For producing a reflection type hologram in which a three-dimensional image is reproduced by the light reflected by the recording medium, by the edge-lit system, a recording medium 332 is bonded via an index matching liquid 331 on one surface 330a of a light inlet block 330, as in the case of producing a transmission type edge-lit hologram, as shown in FIG. 4. For the reflection type hologram, an object light beam 334 from an object 333 is illuminated from the side of bonding the recording medium 332 towards the recording medium 332, while a reference light beam 335 is illuminated from an end face 330b of the light inlet block 330. This completes the edge-lit reflection type hologram.
For reproducing the edge-lit reflection type hologram, thus produced, usually a hologram 341 is bonded via an index matching liquid 342 to a surface 340a of a light inlet block 340, as shown in FIG. 5, and a reproducing illuminating light beam 343 is illuminated towards the hologram 341 from an end face 340b of the light inlet block 340. The light reflected at this time by the hologram 341 is diffracted by the hologram 341. A reproduced image is generated by this diffracted light 344 so as to be viewed by a viewer 346.
If such edge-lit system is applied to a holographic stereogram, and an image is generated as if there were an object behind the light inlet block, the reproduced image is difficult to view and lowered in stereographic feeling to detract from the display effect. It is therefore desirable that an image can be reproduced so that an object will be as close to the view as possible. However, with the edge-lit system holographic stereogram, an image is reproduced as if the object as viewed by the viewer were at back of the light inlet block, as shown in FIG. 5.
For producing the image as though the object were as close to the viewer as possible, a transmission type edge-lit system holographic stereogram is preferably employed. However, if the stereogram is recorded by the transmission type hologram, both the object light beam and the reference light beam need to be incident on one side of the recording medium for hologram. This lowers the degree of freedom in arranging the optical system to raise difficulties in constituting an optimum optical system.

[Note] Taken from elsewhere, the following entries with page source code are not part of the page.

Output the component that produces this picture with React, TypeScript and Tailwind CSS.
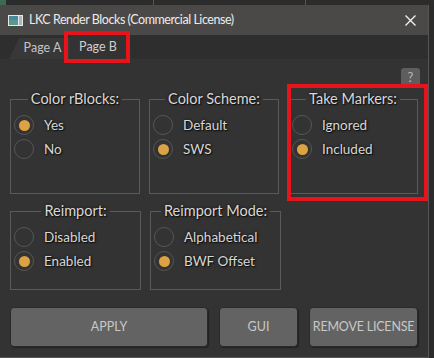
import React from "react";

const font = { fontFamily: 'Lato, "Noto Sans", "Liberation Sans", sans-serif' };

function Radio({ label, checked }: { label: string; checked?: boolean }) {
  return (
    <div className="flex items-center h-[24px]">
      <div className="w-[20px] h-[20px] rounded-full border border-[#565656] flex items-center justify-center shrink-0">
        {checked && <div className="w-[11px] h-[11px] rounded-full bg-[#dca243]" />}
      </div>
      <span className="ml-[10px] text-[13.5px] text-[#d6d6d6] [text-shadow:0_0_3px_#111,1px_1px_1px_#111]">{label}</span>
    </div>
  );
}

function Group({ title, items, sel, h }: { title: string; items: string[]; sel: number; h: number }) {
  return (
    <fieldset
      className="border border-[#5a5a5a] w-[131px] px-[3px] pt-[5px] m-0"
      style={{ height: h }}
    >
      <legend className="mx-auto px-[3px] text-[14.5px] leading-[18px] text-[#d8d8d8] [text-shadow:0_0_3px_#111,1px_1px_1px_#111]">
        {title}
      </legend>
      <div className="flex flex-col">
        {items.map((it, i) => (
          <Radio key={it} label={it} checked={i === sel} />
        ))}
      </div>
    </fieldset>
  );
}

export default function App() {
  return (
    <div className="w-[434px] h-[358px] bg-[#2b2b2b] overflow-hidden relative" style={font}>
      {/* background strip */}
      <div className="h-[5px] flex bg-[#2c2c2c]">
        <div className="w-[6px] bg-[#3d6a52]" />
        <div className="w-[148px] border-r border-[#555]" />
        <div className="w-[152px] border-r border-[#555]" />
      </div>
      <div className="w-[429px] border-r border-b border-[#555] bg-[#333333] h-[353px] flex flex-col">
        {/* title bar */}
        <div className="h-[30px] bg-[#4a4947] flex items-center pl-[8px] pr-[12px]">
          <svg width="15" height="11" viewBox="0 0 15 11" className="shrink-0">
            <rect x="0" y="0" width="15" height="11" fill="#e8e8e8" />
            <rect x="1" y="1" width="9" height="9" fill="#5a9a8a" />
            <rect x="1" y="1" width="9" height="4" fill="#4a86a6" />
            <rect x="11" y="1" width="3" height="9" fill="#a8b8c0" />
          </svg>
          <span className="ml-[6px] text-[12.5px] tracking-[-0.45px] text-[#ececec]">LKC Render Blocks (Commercial License)</span>
          <div className="flex-1" />
          <svg width="11" height="11" viewBox="0 0 11 11">
            <path d="M0.5 0.5 L10.5 10.5 M10.5 0.5 L0.5 10.5" stroke="#f0f0f0" strokeWidth="1.4" />
          </svg>
        </div>
        {/* tabs */}
        <div className="h-[24px] bg-[#2e2e2e] flex items-end relative">
          <div className="ml-[9px] h-[21px] w-[61px] bg-[#383838] [clip-path:polygon(10px_0,100%_0,100%_100%,0_100%)] flex items-center justify-center pl-[6px] text-[12.5px] text-[#c4c4c4] whitespace-nowrap">
            Page A
          </div>
          <div className="h-[24px] w-[62px] bg-[#333333] [clip-path:polygon(0_0,calc(100%-8px)_0,100%_100%,0_100%)] flex items-start justify-center pr-[6px] pt-[3px] text-[12.5px] text-[#d0d0d0] whitespace-nowrap">
            Page B
          </div>
          <div className="absolute left-[64px] top-[-4px] w-[66px] h-[32px] border-[4px] border-[#e8141c]" />
        </div>
        {/* body */}
        <div className="flex-1 relative px-[10px]">
          <div className="flex justify-end pt-[9px] mr-[-2px]">
            <div className="w-[19px] h-[18px] rounded-[3px] bg-[#5e5e5e] text-[#b8b8b8] text-[13px] leading-[18px] text-center">?</div>
          </div>
          <div className="flex gap-[9px] mt-[4px]">
            <Group title="Color rBlocks:" items={["Yes", "No"]} sel={0} h={104} />
            <Group title="Color Scheme:" items={["Default", "SWS"]} sel={1} h={104} />
            <Group title="Take Markers:" items={["Ignored", "Included"]} sel={1} h={104} />
          </div>
          <div className="flex gap-[9px] mt-[8px]">
            <Group title="Reimport:" items={["Disabled", "Enabled"]} sel={1} h={88} />
            <Group title="Reimport Mode:" items={["Alphabetical", "BWF Offset"]} sel={1} h={88} />
          </div>
          <div className="flex gap-[11px] mt-[17px] text-[12.5px] text-[#c8c8c8] whitespace-nowrap">
            <button className="w-[200px] h-[40px] rounded-[4px] bg-[#636363] border border-[#2a2a2a] shadow-[1px_1px_1px_#222]">APPLY</button>
            <button className="w-[80px] h-[40px] rounded-[4px] bg-[#636363] border border-[#2a2a2a] shadow-[1px_1px_1px_#222]">GUI</button>
            <button className="w-[110px] h-[40px] rounded-[4px] bg-[#636363] border border-[#2a2a2a] shadow-[1px_1px_1px_#222] tracking-[-0.2px]">REMOVE LICENSE</button>
          </div>
          <div className="absolute left-[287px] top-[25px] w-[141px] h-[117px] border-[4px] border-[#e8141c]" />
        </div>
      </div>
    </div>
  );
}
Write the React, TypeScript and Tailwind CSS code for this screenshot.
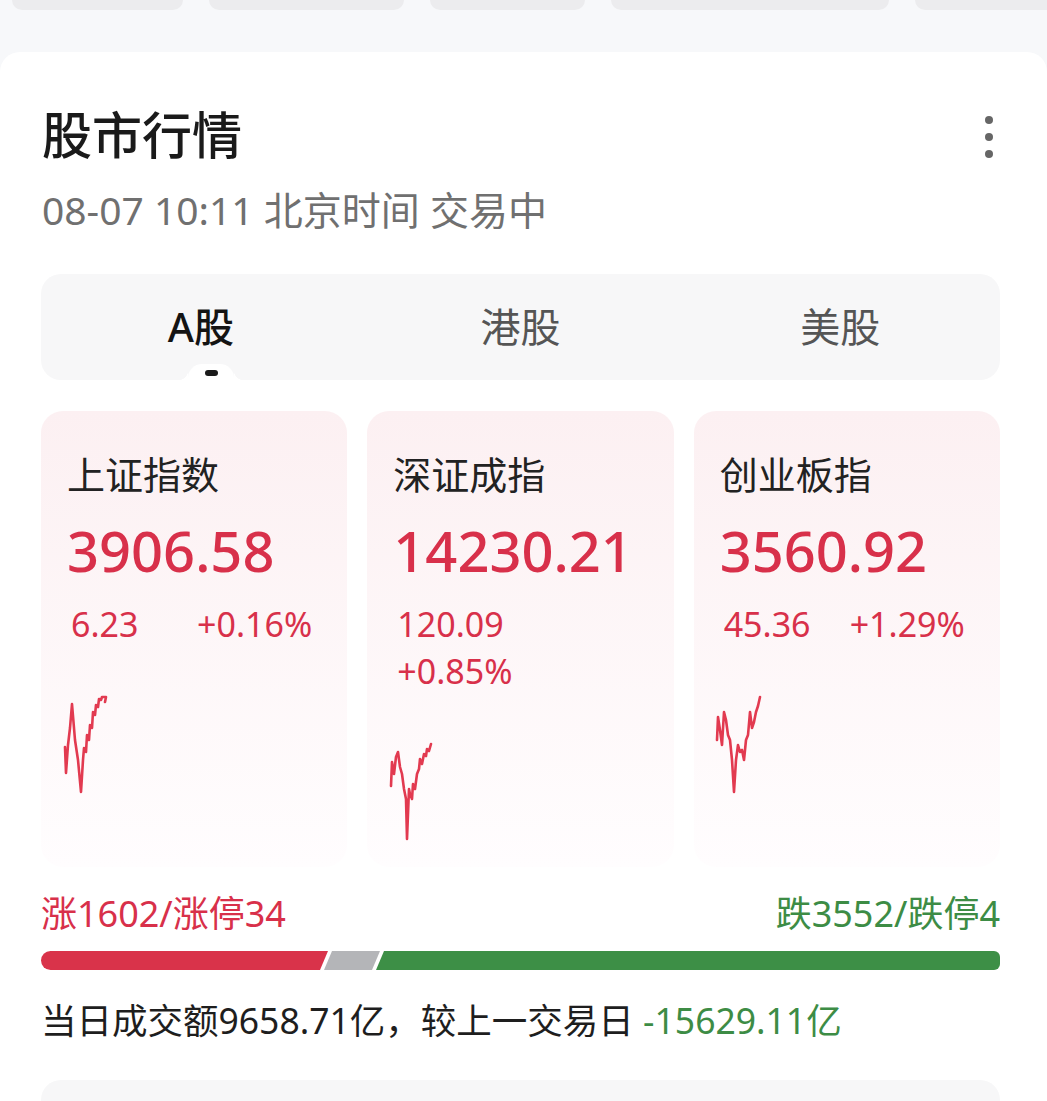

Moreover, if desired to assure a broad angle of visibility angle in the up-and-down direction in reproducing a holographic stereogram, a one-dimensional diffusion plate for diffusing the object light beam in a one-dimensional in-plane direction is desirably provided in the vicinity of the recording medium for hologram on the object light beam incident side. However, with the transmission type recording in which a light incident block needs to be arranged towards the object light beam incident side, it becomes impossible to array this one-dimensional diffusion plate. Consequently, it has hitherto not been practiced to produce the edge-lit system holographic stereogram as a transmission type stereogram.